◆ **AIM OF THE EXERCISE**:
Go through the material and pull out every line with the string "this" in it.

◆ **Web page code records**:
======
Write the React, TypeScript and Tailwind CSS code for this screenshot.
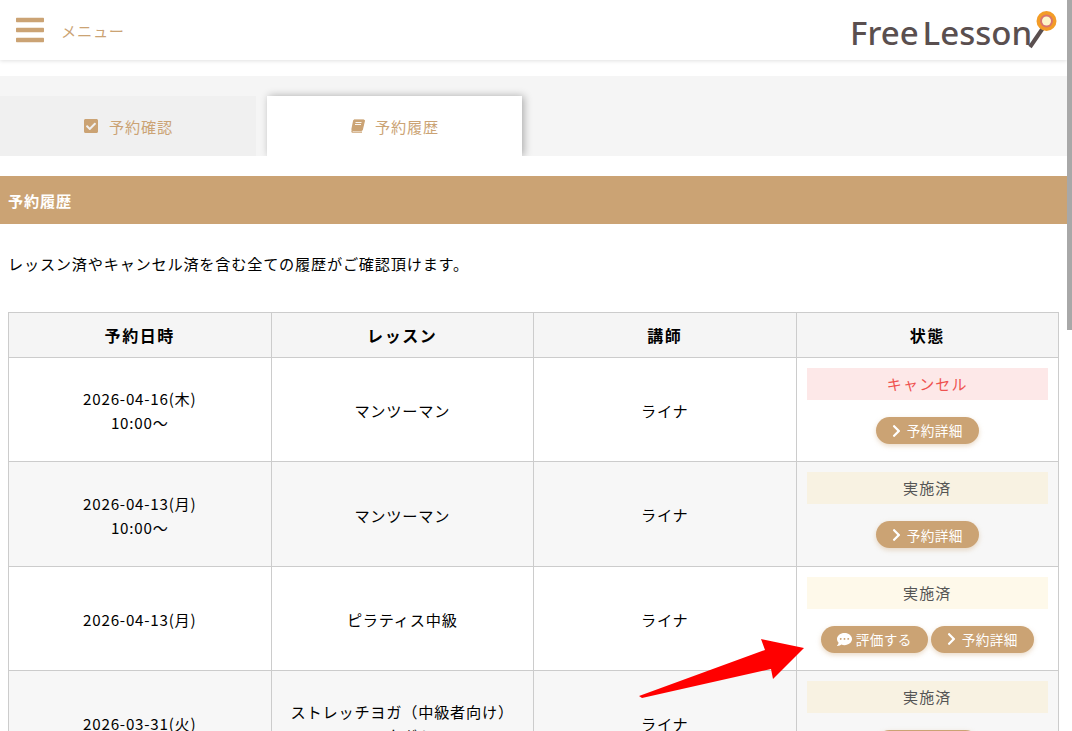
import { FaBars, FaCheckSquare, FaChevronRight, FaCommentDots } from 'react-icons/fa';

const FONT = "font-['Noto_Sans_CJK_JP','Noto_Sans',sans-serif]";

type Row = {
  date: string[];
  lesson: string[];
  status: string;
  statusClass: string;
  review?: boolean;
};

const rows: Row[] = [
  {
    date: ['2026-04-16(木)', '10:00〜'],
    lesson: ['マンツーマン'],
    status: 'キャンセル',
    statusClass: 'bg-[#fde8e8] text-[#ef5350]',
  },
  {
    date: ['2026-04-13(月)', '10:00〜'],
    lesson: ['マンツーマン'],
    status: '実施済',
    statusClass: 'bg-[#f8f2e2] text-[#555555]',
  },
  {
    date: ['2026-04-13(月)'],
    lesson: ['ピラティス中級'],
    status: '実施済',
    statusClass: 'bg-[#fef9ea] text-[#555555]',
    review: true,
  },
  {
    date: ['2026-03-31(火)'],
    lesson: ['ストレッチヨガ（中級者向け）', 'コタガト'],
    status: '実施済',
    statusClass: 'bg-[#f8f2e2] text-[#555555]',
  },
];

function PillButton({ icon, label }: { icon: React.ReactNode; label: string }) {
  return (
    <span className="flex h-[27px] items-center gap-1 rounded-full bg-[#cba374] px-4 text-[13.6px] tracking-[0.03em] text-white shadow-[0_2px_5px_rgba(203,163,116,0.4)]">
      {icon}
      {label}
    </span>
  );
}

// slanted book, the tab icon
function BookIcon() {
  return (
    <svg width="15" height="14" viewBox="0 0 15 14" fill="none">
      <path d="M4 1h9.5q1 0 .8 1l-2 8.5q-.3 1-1.300 1H3q-1.300 0-1 1t1.300.7h8.700" stroke="#cba374" strokeWidth="1.200" />
      <path d="M4 .8h9.500q1 0 .8 1.200l-2 8.500q-.3 1-1.300 1H2.200q-1-.2-.8-1.500L3 2q.2-1.200 1-1.200z" fill="#cba374" />
      <path d="M5.500 3.500h6M5 5.500h6" stroke="#ffffff" strokeWidth="0.900" />
    </svg>
  );
}

function Logo() {
  return (
    <div className="relative h-[40px] w-[200px] shrink-0">
      <span className="absolute top-[1px] left-0 font-['Noto_Sans',sans-serif] text-[33px] leading-[44px] font-medium text-[#5a4f4f]">
        Free<span className="ml-[4px]">Lesson</span>
      </span>
      <svg className="absolute top-0 left-0 overflow-visible" width="200" height="40" viewBox="0 0 200 40">
        <path d="M180 37 L193 18" stroke="#5a4f4f" strokeWidth="4" fill="none" />
        <circle cx="196.500" cy="11" r="10" fill="#f39c26" />
        <circle cx="196.500" cy="11" r="6.500" fill="#d9746c" />
        <circle cx="196.500" cy="11" r="4.500" fill="#fdf6c8" />
      </svg>
    </div>
  );
}

export default function App() {
  return (
    <div className={`relative flex h-[731px] w-[1072px] overflow-hidden bg-white text-black ${FONT}`}>
      <div className="w-[1067px] shrink-0">
        <header className="flex h-[60px] items-center justify-between pr-[17px] pl-[14px] shadow-[0_1px_4px_rgba(0,0,0,0.12)]">
          <div className="flex items-center gap-[15px] text-[#cba374]">
            <FaBars size={32} />
            <span className="text-[15.2px] tracking-[0.05em]">メニュー</span>
          </div>
          <Logo />
        </header>

        <div className="mt-4 flex h-20 items-end gap-[11px] overflow-hidden bg-[#f5f5f5] text-[15.2px] tracking-[0.05em] text-[#cba374]">
          <div className="flex h-[60px] w-64 items-center justify-center gap-[10px] bg-[#f0f0f0]">
            <FaCheckSquare size={16} />
            予約確認
          </div>
          <div className="flex h-[60px] w-[255px] items-center justify-center gap-[10px] bg-white shadow-[2px_0_8px_rgba(0,0,0,0.3)]">
            <BookIcon />
            予約履歴
          </div>
        </div>

        <h1 className="mt-5 flex h-12 items-center bg-[#cba374] pl-2 text-[15.2px] font-bold tracking-[0.055em] text-white">
          予約履歴
        </h1>

        <p className="mt-[28px] ml-2 text-[15.2px] leading-[22px] tracking-[0.05em]">
          レッスン済やキャンセル済を含む全ての履歴がご確認頂けます。
        </p>

        <table className="mt-[38px] ml-2 w-[1051px] table-fixed border-collapse text-center text-[15.2px] tracking-[0.05em]">
          <thead>
            <tr className="h-[45px] bg-[#f5f5f5] text-[16px] font-bold tracking-[0.1em]">
              <th className="border border-[#cccccc]">予約日時</th>
              <th className="border border-[#cccccc]">レッスン</th>
              <th className="border border-[#cccccc]">講師</th>
              <th className="border border-[#cccccc]">状態</th>
            </tr>
          </thead>
          <tbody>
            {rows.map((row, i) => (
              <tr key={i} className={i % 2 === 1 ? 'bg-[#f7f7f7]' : 'bg-white'}>
                <td className="border border-[#cccccc] pt-[1px] leading-6">
                  {row.date.map((line) => (
                    <div key={line}>{line}</div>
                  ))}
                </td>
                <td className="border border-[#cccccc] pt-[1px] leading-6">
                  {row.lesson.map((line) => (
                    <div key={line}>{line}</div>
                  ))}
                </td>
                <td className="border border-[#cccccc] pt-[1px]">ライナ</td>
                <td className="border border-[#cccccc] px-[10px] pt-[10px] pb-[17.4px]">
                  <div className={`flex h-8 items-center justify-center text-[15px] tracking-[0.08em] ${row.statusClass}`}>
                    {row.status}
                  </div>
                  <div className="mt-[17px] flex justify-center gap-[3px]">
                    {row.review && <PillButton icon={<FaCommentDots size={15} />} label="評価する" />}
                    <PillButton icon={<FaChevronRight className="mr-[2px] h-[14px] w-[9px]" />} label="予約詳細" />
                  </div>
                </td>
              </tr>
            ))}
          </tbody>
        </table>
      </div>

      <div className="flex-1 bg-white">
        <div className="h-[330px] bg-[#a8a8a8]" />
      </div>

      <svg className="pointer-events-none absolute top-0 left-0" width="1072" height="731" viewBox="0 0 1072 731">
        <polygon points="804,648 761,639 765,650 639,696 642,698 771,669 773,679" fill="#ff0000" />
      </svg>
    </div>
  );
}
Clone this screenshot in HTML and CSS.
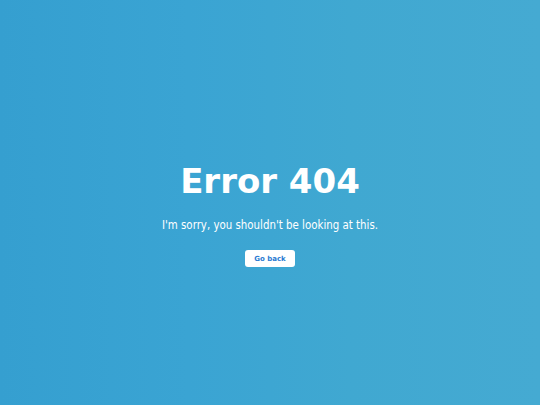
======
◆ **FINAL ANSWER**:
Write the React, TypeScript and Tailwind CSS code for this screenshot.
Clone this screenshot in HTML and CSS.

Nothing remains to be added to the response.